Mu'adz adalah seorang yang bersih tangan dan suci hati, Jika sekarang ia menjadi kaya raya, maka kekayaan itu diperolehnya secara halal, tidak pernah ia peroleh dengan cara haram. Bahkan, ia tak pernah menerima barang yang syubhat (kehalalannya diragukan). Karena itu, ia menolak usulan Umar radhiyallahu anhu.

Umar tidak bisa berbuat apa-apa, lalu ia pamit, pergi.

Keesokan harinya, Mu'adz bergegas ke rumah Umar. Sesampai di sana, ia langsung merangkul Umar dan menangis. Lalu ia berkata, "Semalam, aku bermimpi masuk ke dalam kolam yang penuh air. Aku hampir tenggelam, lalu engkau datang menyelamatkanku."

Setelah itu keduanya menghadap Khalifah Abu Bakar radhiyallahu anhu, Mu'adz memohon kepada Khalifah untuk membagi dua kekayaannya.

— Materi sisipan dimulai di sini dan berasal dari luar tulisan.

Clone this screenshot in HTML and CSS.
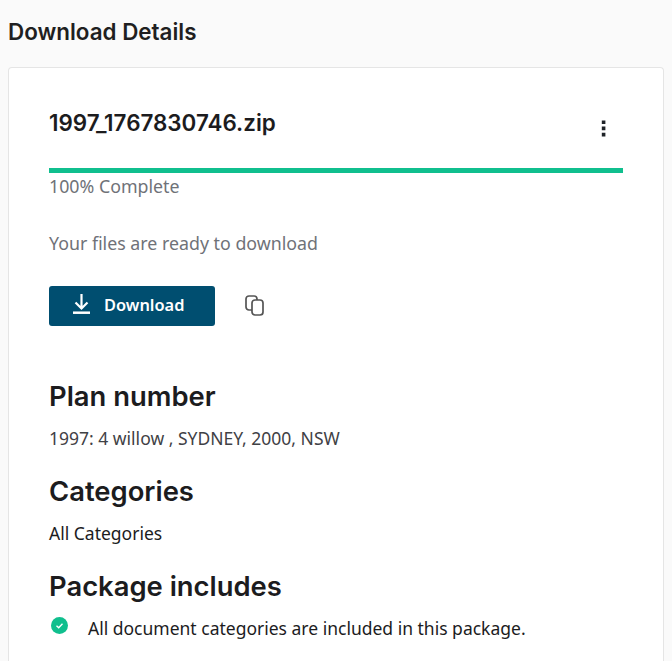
FILE: index.html
```html
<!DOCTYPE html>
<html lang="en">
<head>
<meta charset="utf-8">
<title>Download Details</title>
<link rel="stylesheet" href="styles.css">
</head>
<body>
<main class="page">
  <h1 class="page-title">Download Details</h1>
  <section class="card">
    <div class="file-row">
      <h2 class="file-name">1997_1767830746.zip</h2>
      <button class="more" aria-label="More options">
        <svg width="24" height="24" viewBox="0 0 24 24"><path fill="#1f2328" d="M10.800 4.400h3.600v3.600h-3.600zM10.800 10.600h3.600v3.600h-3.600zM10.800 16.800h3.600v3.600h-3.600z"/></svg>
      </button>
    </div>
    <div class="progress"><div class="progress-fill"></div></div>
    <p class="muted complete">100% Complete</p>
    <p class="muted ready">Your files are ready to download</p>
    <div class="actions">
      <button class="download">
        <svg width="20" height="22" viewBox="0 0 20 22" fill="none" stroke="#fff"><path stroke-width="2.200" d="M9.500 0v14.500M3.500 8.500l6 6 6-6"/><path stroke-width="2.500" d="M1 18.700h17"/></svg>
        <span>Download</span>
      </button>
      <button class="copy" aria-label="Copy">
        <svg width="22" height="22" viewBox="0 0 22 22" fill="none" stroke="#555" stroke-width="1.700"><path d="M8 15H5A3 3 0 0 1 2 12V4A3 3 0 0 1 5 1H10A3 3 0 0 1 13 4V5"/><rect x="8" y="5" width="11" height="15" rx="3"/></svg>
      </button>
    </div>
    <h3 class="section-title plan">Plan number</h3>
    <p class="section-text plan-text">1997: 4 willow , SYDNEY, 2000, NSW</p>
    <h3 class="section-title">Categories</h3>
    <p class="section-text dark">All Categories</p>
    <h3 class="section-title">Package includes</h3>
    <div class="include">
      <svg class="check" width="17" height="17" viewBox="0 0 17 17"><circle cx="8.500" cy="8.500" r="8.500" fill="#10bf8e"/><path d="M5.500 8.700 7.700 10.700 11.500 6.800" fill="none" stroke="#fff" stroke-width="1.400"/></svg>
      <span>All document categories are included in this package.</span>
    </div>
  </section>
</main>
</body>
</html>
```

FILE: styles.css
```css
* { box-sizing: border-box; }
html, body { margin: 0; height: 100%; overflow: hidden; }
body { background: #fafafa; font-family: "Noto Sans", sans-serif; color: #1c1c1e; }
.page { padding: 19px 8px 0; height: 100%; }
.page-title { margin: 0 0 22px; font: 600 22.400px/26px Inter, sans-serif; color: #1f1f21; }
.card { background: #fff; border: 1px solid #e5e5e5; border-bottom: 0; border-radius: 4px 4px 0 0; padding: 40px 40px 0; height: 594px; overflow: hidden; }
.file-row { display: flex; justify-content: space-between; align-items: flex-start; height: 60px; }
.file-name { margin: 0; font: 600 22.400px/30px Inter, sans-serif; color: #1c1c1e; }
.more { border: 0; background: none; padding: 0; margin: 8px 8px 0 0; width: 24px; height: 24px; }
.progress { height: 5px; background: #e5e5e5; }
.progress-fill { height: 100%; width: 100%; background: #10bf8e; }
.muted { margin: 0; color: #6f7278; font-size: 17.800px; line-height: 24px; }
.complete { margin-top: 1px; }
.ready { margin-top: 33px; }
.actions { display: flex; align-items: center; gap: 29px; margin-top: 31px; }
.download { display: flex; align-items: center; gap: 12px; width: 166px; height: 40px; padding: 0 0 2px 23px; border: 0; border-radius: 3px; background: #004e70; color: #fff; font: 600 16.400px/24px "Noto Sans", sans-serif; }
.copy { border: 0; background: none; padding: 0; width: 22px; height: 22px; }
.section-title { margin: 0; font: 600 27.400px/36px Inter, sans-serif; color: #1c1c1e; }
.plan { margin-top: 52px; }
.section-text { margin: 12px 0 23px; font-size: 17.500px; line-height: 24px; color: #3f4145; }
.dark { color: #1c1c1e; }
.include { display: flex; align-items: flex-start; gap: 20px; margin-top: 12px; margin-left: 2px; font-size: 17.500px; line-height: 24px; color: #1c1c1e; }
.check { margin-top: 1px; }
```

Khalifah menjawab, "Aku tidak akan mengambil sedikitpun dari kekayaanmu."

Umar memandang Mu'adz dan berkata, "Sekarang, hartamu telah halal dan baik untuk dinikmati."

Jika ada kekayaan Mu'adz yang diperoleh dengan cara yang haram tentu Khalifah Abu Bakar yang shalih ini akan menyitanya. Umar juga tidak bermaksud menuduh Mu'adz yang bukan-bukan. Yang perlu diingat bahwa masa itu adalah masa gemilang, penuh dengan tokoh-tokoh utama yang berpacu mencapai puncak keutamaan. Di antara mereka ada yang berjalan secara santai, tak ubah burung yang terbang berputar-putar; ada yang berjalan cepat, dan ada pula yang berjalan perlahan. Mereka semua berjalan dalam khafilah yang sama: kafilah kebaikan.        


Disarikan dari kitab Rijalu Khaula Rasul karya Khalid Muhammad Khalid.